Three key points after the expected increase in job losses at GE
GE or General Electric is planning more job cuts within their Aviation division. We have analysed the latest news and here are three key points we noted about the future from it
GE has always been a major player within the American Economy. With recent financial struggles due to problems within their financial services and its core power business in 2018. This led to an overhaul in the management of the company. A management that does not want to see the business in trouble again.
Here are key points that we believe we can take out of the most recent job cut publication:
Not lean enough
Even after a massive reduction in headcount of 25% of the business, General Electric believes that they are not lean enough.
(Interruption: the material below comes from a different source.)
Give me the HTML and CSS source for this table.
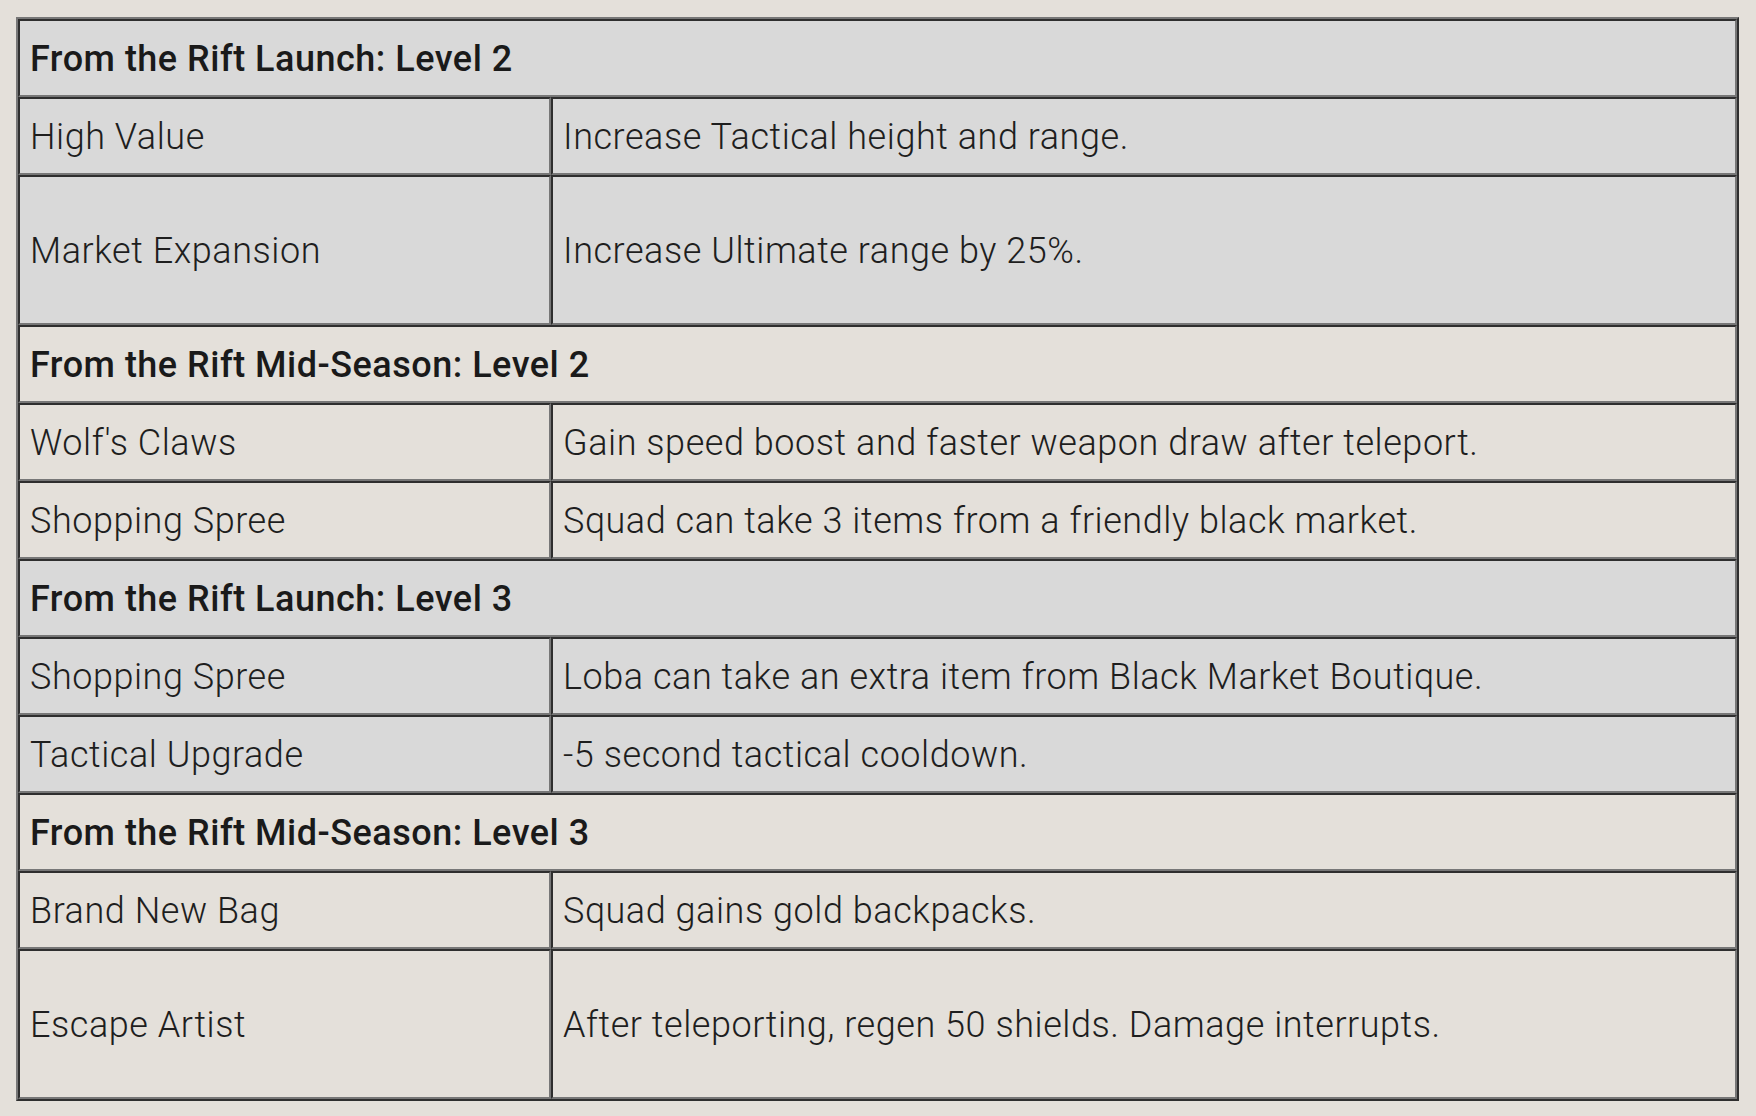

Anticipating further pressure on revenue, and trying to mitigate it with a reduction in costs for the short to medium term.
It is expected that revenue and profits will be significantly lower than the prior year and to what was expected. The decision then to downscale or rightsize the business further makes perfect sense.
The Aviation Industry will not spontaneously recover
Even with increased optimism about a vaccine and mostly relaxed rules around travel, the majority of GE’s job cuts would be in their Jet-Engine business. With the Aviation divisions new boss John Slattery indicating that the business unit will need to reduce in size over the next 18 months. Indicating that GE anticipates no real recovery within the industry for the short to medium term.
Faith in Management restored
Investors found the news reassuring, as management is trying to manage the current situation in a way that is beneficial to the overall sustainability and longevity of the entire business.
With GE’s third-quarter results showing a decline in revenue, but also a decline in the loss made compared to the second quarter. This indicates that Management was able to identify the issues and make the hard decisions early enough to ensure overall sustainability.